India’s Wholesale Price Index (WPI) Sees Marginal Easing to 0.2% in February

India’s Wholesale Price Index (WPI)-based inflation experienced a slight easing to 0.2% in February, down from 0.27% in January, aligning with market expectations. This marginal decline comes amidst varying price movements across essential commodities, with fuel, power, and manufactured products witnessing reductions, while food prices and crude oil registered slight upticks compared to the previous month.

Data released by the Ministry of Commerce and Industry on Thursday revealed that WPI inflation for February remained significantly lower than the revised figure of 0.86% recorded in December 2023, marking the highest level since April 2023. Comparatively, in February of the preceding year, WPI stood at 3.85%.

Wholesale inflation had remained in negative territory between April and October of the previous year, primarily driven by declines in prices of commodities such as chemicals, electricity, textiles, basic metals, food products, paper, and paper products.

The positive trajectory of WPI in February was attributed to rising prices of food articles, crude petroleum, natural gas, electricity, machinery and equipment, and motor vehicles, trailers, and semi-trailers, according to the Commerce Ministry.

Food inflation witnessed a slight uptick to 6.95% in February, following a dip to 6.85% in January from a four-month high of 9.38% in December. The increase was driven by rising prices of essential food items such as paddy, pulses, vegetables, onions, and potatoes.

Meanwhile, prices of non-food articles declined by 6.29%, fuel and power prices dropped by 1.59%, and crude petroleum and natural gas prices saw an acceleration of 8.24% during February. Additionally, prices of manufactured products decreased by 1.27% during the same period.
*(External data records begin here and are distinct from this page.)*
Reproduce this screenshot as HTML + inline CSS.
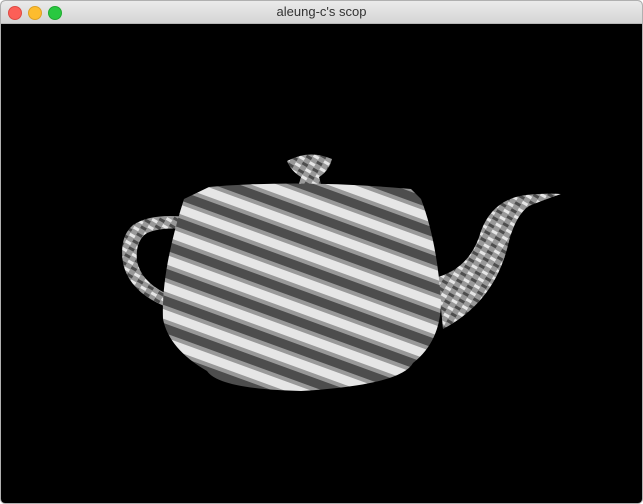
<!DOCTYPE html>
<html><head><meta charset="utf-8"><style>
html,body{margin:0;padding:0;width:643px;height:504px;background:#fff;overflow:hidden}
.win{position:absolute;left:0;top:0;width:641px;height:502px;border:1px solid #b0b0b0;border-radius:5px;overflow:hidden;background:#000}
.tb{position:absolute;left:0;top:0;width:641px;height:22px;background:linear-gradient(#ebebeb,#d5d5d5);border-bottom:1px solid #b8b8b8;text-align:center;font:13px "Liberation Sans",sans-serif;line-height:22px;color:#333}
.d{position:absolute;top:5px;width:12px;height:12px;border-radius:50%}
</style></head><body>
<div class="win">
<div class="tb">aleung-c's scop
<div class="d" style="left:7px;background:#fc5f57;border:0.5px solid #de4a42"></div>
<div class="d" style="left:27px;background:#fdbc2e;border:0.5px solid #dea123"></div>
<div class="d" style="left:47px;background:#29c840;border:0.5px solid #1fa930"></div>
</div>
<svg style="position:absolute;left:0;top:0" width="641" height="502" viewBox="0 0 641 502">
<defs>
<pattern id="p" width="60" height="26" patternUnits="userSpaceOnUse" patternTransform="rotate(20)">
<rect width="60" height="26" fill="#999"/>
<rect width="60" height="9" fill="#e6e6e6"/>
<rect y="13" width="60" height="9" fill="#4d4d4d"/>
</pattern>
<pattern id="q" width="12" height="8" patternUnits="userSpaceOnUse" patternTransform="rotate(30)">
<rect width="12" height="8" fill="#999"/>
<rect width="6" height="3" fill="#e6e6e6"/>
<rect x="6" y="4" width="6" height="3" fill="#4d4d4d"/>
</pattern>
</defs>
<path d="M186,216 Q150,212 132,224 Q118,236 122,262 Q128,290 163,305 L164,292 Q140,280 136,260 Q134,240 146,232 Q160,226 184,228 Z" fill="url(#q)"/>
<path d="M437,276 Q470,266 480,230 Q492,198 525,194 Q545,192 560,193 Q540,200 528,205 Q515,214 508,240 Q495,300 442,328 Z" fill="url(#q)"/>
<path d="M286,160 Q308,148 331,158 Q328,170 318,176 L320,183 L298,183 L300,176 Q290,170 286,160 Z" fill="url(#q)"/>
<path d="M208,186 Q300,178 410,188 L420,198 Q436,240 440,300 Q440,340 412,362 Q400,384 300,390 Q218,388 206,370 Q168,348 162,318 Q160,270 183,198 Z" fill="url(#p)"/>
</svg>
</div>
</body></html>
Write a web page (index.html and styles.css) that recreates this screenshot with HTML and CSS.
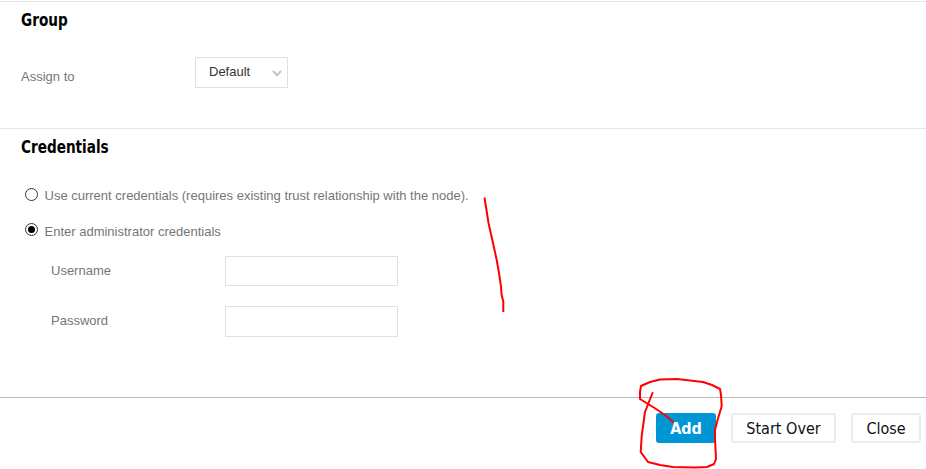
FILE: index.html
```html
<!DOCTYPE html>
<html lang="en">
<head>
<meta charset="utf-8">
<title>Add node</title>
<link rel="stylesheet" href="styles.css">
</head>
<body>
<main class="page">
  <section class="section group">
    <h2 class="heading">Group</h2>
    <div class="assign-row">
      <span class="label">Assign to</span>
      <div class="select">
        <span>Default</span>
        <svg class="chevron" width="10" height="7" viewBox="0 0 10 7"><path d="M1 1 5 5.300 9 1" fill="none" stroke="#c4c4c4" stroke-width="2"/></svg>
      </div>
    </div>
  </section>
  <section class="section credentials">
    <h2 class="heading">Credentials</h2>
    <div class="radio-row first">
      <span class="radio"></span>
      <span class="label">Use current credentials (requires existing trust relationship with the node).</span>
    </div>
    <div class="radio-row second">
      <span class="radio checked"></span>
      <span class="label">Enter administrator credentials</span>
    </div>
    <div class="field first-field">
      <span class="label field-label">Username</span>
      <div class="input"></div>
    </div>
    <div class="field second-field">
      <span class="label field-label">Password</span>
      <div class="input"></div>
    </div>
  </section>
  <footer class="footer">
    <button class="btn primary">Add</button>
    <button class="btn">Start Over</button>
    <button class="btn close">Close</button>
  </footer>
</main>
<svg class="ink" width="926" height="469" viewBox="0 0 926 469">
  <path d="M484.500 197.500 488.500 223 493 243 496.700 260 499 273 501 286.700 501.500 294 503.300 301.700 503.300 312" fill="none" stroke="#f00" stroke-width="2"/>
  <path d="M652.500 393 645 412 641.700 436 640.700 452 648 462 660 465 673 467 695 467.500 707 467 714 464 716 459 715 439 715 430 717 422 721.700 406 721 395 720 389 712 385 703 382 677 379 660 379.500 650 382 641 386 640 392 640 399 653 407 665 415 673 422" fill="none" stroke="#f00" stroke-width="2" stroke-linejoin="round" stroke-linecap="round"/>
</svg>
</body>
</html>
```
FILE: styles.css
```css
* { box-sizing: border-box; }
html, body { margin: 0; padding: 0; background: #fff; }
body { width: 926px; height: 469px; overflow: hidden; position: relative; font-family: "Liberation Sans", Arial, sans-serif; }
.page { display: flex; flex-direction: column; height: 469px; padding-top: 1px; }
.section { padding-left: 21px; }
.group { height: 127px; border-top: 1px solid #e6e6e6; }
.credentials { height: 269px; border-top: 1px solid #e6e6e6; }
.heading { margin: 0; padding-top: 8px; height: 28px; font-family: "DejaVu Sans", sans-serif; font-stretch: condensed; font-weight: 700; font-size: 17px; line-height: 20px; color: #000; transform: scaleX(.89); transform-origin: left top; }
.label { font-size: 13px; line-height: 16px; color: #767676; }
.assign-row { display: flex; align-items: flex-start; margin-top: 27px; }
.assign-row .label { width: 174px; padding-top: 12px; }
.select { width: 93px; height: 31px; border: 1px solid #e0e0e0; display: flex; align-items: center; justify-content: space-between; padding: 0 5px 2px 13px; font-size: 13px; color: #333; }
.chevron { margin-top: 3px; }
.radio-row { display: flex; align-items: center; height: 16px; padding-left: 4px; }
.radio-row .label { margin-left: 6.500px; }
.radio-row.first { margin-top: 31px; }
.radio-row.second { margin-top: 20px; }
.radio { width: 13px; height: 13px; border: 1px solid #333; border-radius: 50%; background: #fff; position: relative; top: -2px; }
.radio.checked { display: flex; align-items: center; justify-content: center; top: -3px; }
.radio.checked::before { content: ""; width: 7px; height: 7px; background: #000; border-radius: 50%; }
.field { display: flex; align-items: center; padding-left: 30px; }
.field-label { width: 174px; }
.first-field { margin-top: 16px; }
.second-field { margin-top: 20px; }
.input { width: 173px; height: 30px; border: 1px solid #e0e0e0; }
.second-field .input { height: 31px; }
.second-field .field-label { margin-bottom: 2px; }
.footer { display: flex; justify-content: flex-end; gap: 15px; padding: 15px 5px 0 0; border-top: 1px solid #b9b9b9; }
.btn { height: 30px; padding: 0; width: 105px; background: #fff; border: 2px solid #ececec; border-radius: 3px; font-family: "DejaVu Sans", sans-serif; font-stretch: condensed; font-size: 16px; color: #111; }
.btn.close { width: 70px; }
.btn.primary { width: 60px; background: #0096d6; border-color: #0096d6; color: #fff; font-weight: 700; }
.ink { position: absolute; left: 0; top: 0; pointer-events: none; }
```
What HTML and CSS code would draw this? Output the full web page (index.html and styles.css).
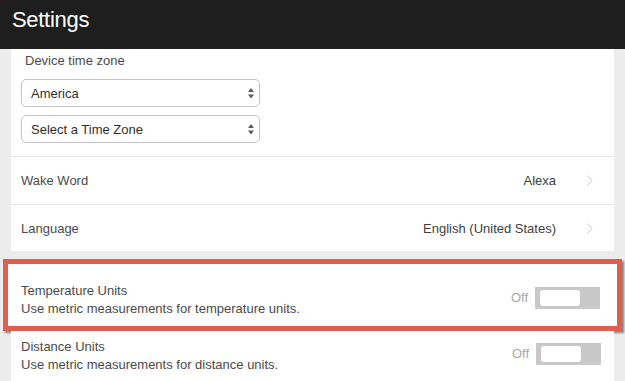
FILE: index.html
```html
<!DOCTYPE html>
<html lang="en">
<head>
	<meta charset="UTF-8">
	<title>Settings</title>
	<link rel="stylesheet" href="styles.css">
</head>
<body>
	<div id="header">Settings</div>

	<div class="card">
		<div class="zone">
			<div class="zone-label">Device time zone</div>
			<div class="select">
				<span>America</span>
				<svg class="arrows" width="6" height="11" viewBox="0 0 6 11"><path d="M3 0L6 4H0Z M0 6.5H6L3 10.5Z" fill="#5a5a5a"/></svg>
			</div>
			<div class="select">
				<span>Select a Time Zone</span>
				<svg class="arrows" width="6" height="11" viewBox="0 0 6 11"><path d="M3 0L6 4H0Z M0 6.5H6L3 10.5Z" fill="#5a5a5a"/></svg>
			</div>
		</div>
		<div class="row">
			<span class="name">Wake Word</span>
			<span class="value">Alexa</span>
			<svg class="chev" width="6" height="11" viewBox="0 0 6 11"><path d="M0.5 0.5L5 5.5L0.5 10.5" fill="none" stroke="#c9c9c9" stroke-width="1"/></svg>
		</div>
		<div class="row">
			<span class="name">Language</span>
			<span class="value">English (United States)</span>
			<svg class="chev" width="6" height="11" viewBox="0 0 6 11"><path d="M0.5 0.5L5 5.5L0.5 10.5" fill="none" stroke="#c9c9c9" stroke-width="1"/></svg>
		</div>
	</div>

	<div class="unit hilite">
		<div class="unit-text">
			<div>Temperature Units</div>
			<div>Use metric measurements for temperature units.</div>
		</div>
		<div class="switch-box">
			<span class="off">Off</span>
			<div class="switch"><div class="knob"></div></div>
		</div>
	</div>

	<div class="card">
		<div class="unit">
			<div class="unit-text">
				<div>Distance Units</div>
				<div>Use metric measurements for distance units.</div>
			</div>
			<div class="switch-box">
				<span class="off">Off</span>
				<div class="switch"><div class="knob"></div></div>
			</div>
		</div>
	</div>
</body>
</html>
```

FILE: styles.css
```css
*{margin:0;padding:0;box-sizing:border-box}
body{background:#ececec;font-family:"Liberation Sans",Arial,sans-serif;font-size:13px;color:#4a4a4a;height:381px;overflow:hidden}
#header{height:49px;background:#1e1e1e;color:#fff;font-size:22px;line-height:22px;padding:9px 0 0 12px;letter-spacing:-0.3px}
.card{background:#fff;margin:0 11px}
.zone{padding:4px 10px 13px;border-bottom:1px solid #e6e6e6}
.zone-label{line-height:16px;padding-left:4px;margin-bottom:10px}
.select{width:239px;height:28px;border:1px solid #c4c4c4;border-radius:5px;display:flex;align-items:center;justify-content:space-between;padding:0 5px 0 9px;color:#2e2e2e;font-size:13px}
.select + .select{margin-top:8px}
.arrows{margin-top:1px}
.row{height:47px;display:flex;align-items:center;padding:0 21px 0 10px;border-top:1px solid #e6e6e6}
.zone + .row{border-top:none}
.name{flex:1}
.value{margin-right:31px;color:#404040}
.unit{display:flex;align-items:flex-start;line-height:18px}
.unit-text{flex:1}
.unit .switch-box{display:flex;align-items:center;margin-top:5px}
.off{color:#a8a8a8;margin-right:7px}
.switch{width:65px;height:22px;background:#c8c8c8;padding:3px 0 0 5px}
.knob{width:40px;height:16px;background:#fff;border-radius:3px}
.hilite{margin:8px 3px 0;border:5px solid #e35d4d;background:#fff;padding:18px 17px 0 13px;height:72px;box-shadow:2px 2px 2px rgba(0,0,0,.45)}
.card .unit{padding:7px 13px 0 10px;height:51px}
```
Economists noted that the WPI had previously remained in the deflationary zone due to favorable base effects and falling commodity prices. However, it entered positive territory in November, primarily driven by increasing food prices and waning base effects.

On the other hand, India’s consumer price index (CPI)-based retail inflation marginally eased to 5.09% in February from 5.1% in January 2024. Food and beverage prices continued to rise, while other primary categories such as clothing, footwear, housing, and transport experienced marginal declines. Retail inflation has remained above the central bank’s target of 4% but has stayed within its tolerance range of 2-6% for the sixth consecutive month.

The Reserve Bank of India (RBI) opted to maintain policy rates unchanged, with repo rates held at 6.5% for the fourth consecutive time. Adjusting interest rates serves as a crucial tool for the central bank to manage inflation. Higher interest rates can make borrowing more expensive, thereby reducing demand among banks, financial institutions, and consumers. Moreover, reducing the money supply in the market can also lead to decreased consumer spending.